start WORKING DATA

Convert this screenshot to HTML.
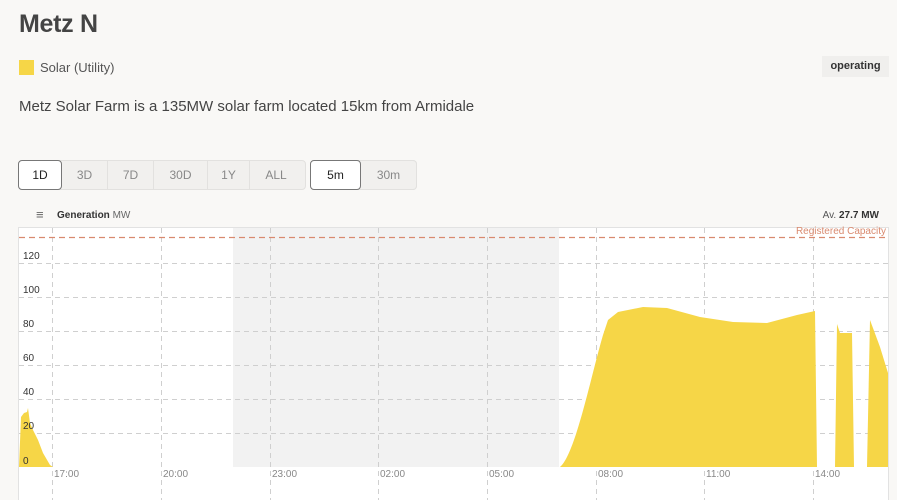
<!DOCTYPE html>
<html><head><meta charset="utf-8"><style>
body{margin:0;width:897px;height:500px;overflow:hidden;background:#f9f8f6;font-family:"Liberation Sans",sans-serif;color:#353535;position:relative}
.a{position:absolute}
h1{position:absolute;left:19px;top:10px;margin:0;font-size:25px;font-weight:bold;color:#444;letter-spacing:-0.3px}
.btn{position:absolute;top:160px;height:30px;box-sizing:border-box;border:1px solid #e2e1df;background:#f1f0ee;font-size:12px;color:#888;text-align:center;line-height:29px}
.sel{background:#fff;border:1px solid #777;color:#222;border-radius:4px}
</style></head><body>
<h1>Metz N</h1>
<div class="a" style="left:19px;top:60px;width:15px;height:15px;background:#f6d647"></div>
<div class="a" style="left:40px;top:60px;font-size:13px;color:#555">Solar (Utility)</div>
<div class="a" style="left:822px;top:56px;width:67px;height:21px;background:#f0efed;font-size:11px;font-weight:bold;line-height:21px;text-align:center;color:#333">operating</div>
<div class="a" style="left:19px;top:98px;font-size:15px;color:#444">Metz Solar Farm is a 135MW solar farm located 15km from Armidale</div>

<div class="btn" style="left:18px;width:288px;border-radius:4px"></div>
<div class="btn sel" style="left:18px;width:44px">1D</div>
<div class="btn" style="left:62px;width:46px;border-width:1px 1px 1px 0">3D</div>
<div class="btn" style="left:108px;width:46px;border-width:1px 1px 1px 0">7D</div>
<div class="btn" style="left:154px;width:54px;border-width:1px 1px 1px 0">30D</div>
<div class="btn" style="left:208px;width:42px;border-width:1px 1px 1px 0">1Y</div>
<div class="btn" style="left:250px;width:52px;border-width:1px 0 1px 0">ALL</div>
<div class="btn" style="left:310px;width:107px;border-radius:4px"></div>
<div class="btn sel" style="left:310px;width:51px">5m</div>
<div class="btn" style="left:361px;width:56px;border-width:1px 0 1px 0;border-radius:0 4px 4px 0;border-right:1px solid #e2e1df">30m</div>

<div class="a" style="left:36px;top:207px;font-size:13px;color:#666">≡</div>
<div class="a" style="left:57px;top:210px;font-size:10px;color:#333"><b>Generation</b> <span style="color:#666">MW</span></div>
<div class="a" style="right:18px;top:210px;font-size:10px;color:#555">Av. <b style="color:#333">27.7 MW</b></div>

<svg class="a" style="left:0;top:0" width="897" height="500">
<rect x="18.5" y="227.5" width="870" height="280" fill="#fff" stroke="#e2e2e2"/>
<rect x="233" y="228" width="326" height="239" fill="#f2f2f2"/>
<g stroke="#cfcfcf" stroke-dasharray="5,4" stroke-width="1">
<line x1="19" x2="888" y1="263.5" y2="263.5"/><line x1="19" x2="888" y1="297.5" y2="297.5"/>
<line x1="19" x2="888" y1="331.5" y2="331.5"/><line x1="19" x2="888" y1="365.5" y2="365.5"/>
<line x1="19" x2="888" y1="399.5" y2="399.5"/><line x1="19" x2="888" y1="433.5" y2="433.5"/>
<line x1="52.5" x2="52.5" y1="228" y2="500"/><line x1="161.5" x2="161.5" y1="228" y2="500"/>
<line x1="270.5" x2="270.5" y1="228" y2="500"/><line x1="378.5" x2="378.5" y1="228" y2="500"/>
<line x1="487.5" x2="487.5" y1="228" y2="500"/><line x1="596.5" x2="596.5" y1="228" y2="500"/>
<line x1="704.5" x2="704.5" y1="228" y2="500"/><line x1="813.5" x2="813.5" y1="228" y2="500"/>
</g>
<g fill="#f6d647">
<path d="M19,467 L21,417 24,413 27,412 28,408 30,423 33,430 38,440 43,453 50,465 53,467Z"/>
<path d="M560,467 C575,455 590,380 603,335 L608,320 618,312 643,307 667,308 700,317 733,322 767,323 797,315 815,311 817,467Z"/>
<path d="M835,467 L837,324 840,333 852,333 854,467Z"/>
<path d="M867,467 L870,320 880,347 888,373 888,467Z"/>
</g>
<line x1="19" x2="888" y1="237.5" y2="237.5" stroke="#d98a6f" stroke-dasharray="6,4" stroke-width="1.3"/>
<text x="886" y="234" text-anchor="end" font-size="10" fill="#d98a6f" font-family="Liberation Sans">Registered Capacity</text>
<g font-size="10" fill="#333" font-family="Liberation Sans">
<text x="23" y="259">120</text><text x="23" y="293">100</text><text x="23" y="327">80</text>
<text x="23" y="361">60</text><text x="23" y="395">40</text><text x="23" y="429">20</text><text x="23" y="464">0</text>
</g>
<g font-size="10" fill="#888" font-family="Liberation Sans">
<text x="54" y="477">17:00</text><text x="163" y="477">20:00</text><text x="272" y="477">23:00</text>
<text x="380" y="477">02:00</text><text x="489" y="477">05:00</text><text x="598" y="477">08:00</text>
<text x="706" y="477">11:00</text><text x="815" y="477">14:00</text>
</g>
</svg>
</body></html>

end WORKING DATA
start WORKING DATA

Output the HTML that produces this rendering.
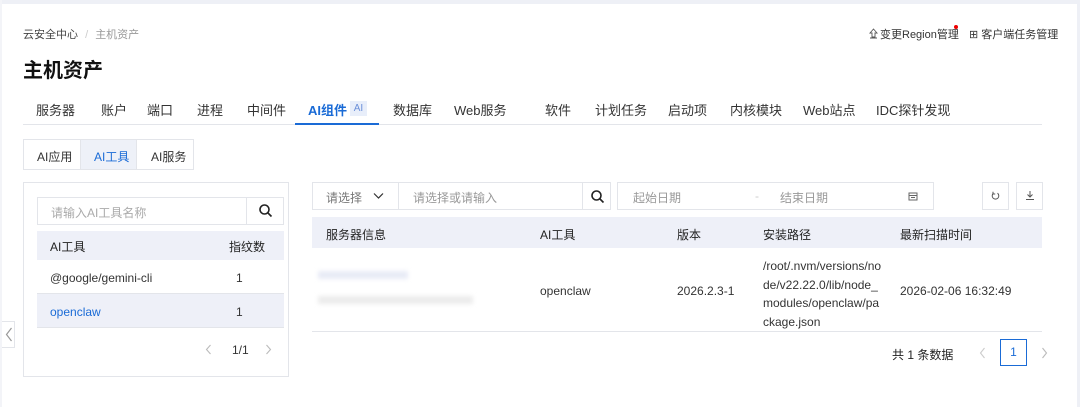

end WORKING DATA
start WORKING DATA

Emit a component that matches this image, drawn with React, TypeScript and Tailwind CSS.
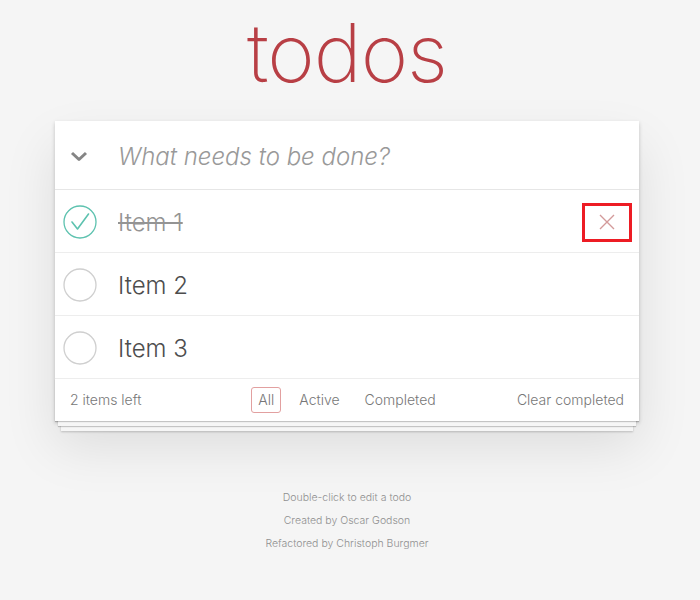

end WORKING DATA

- **SET EXERCISE**: For the listing above, identify each line bearing "that".

- **RESPONSE TO THIS EXERCISE**:
Output the HTML that produces this rendering.
Emit a component that matches this image, drawn with React, TypeScript and Tailwind CSS.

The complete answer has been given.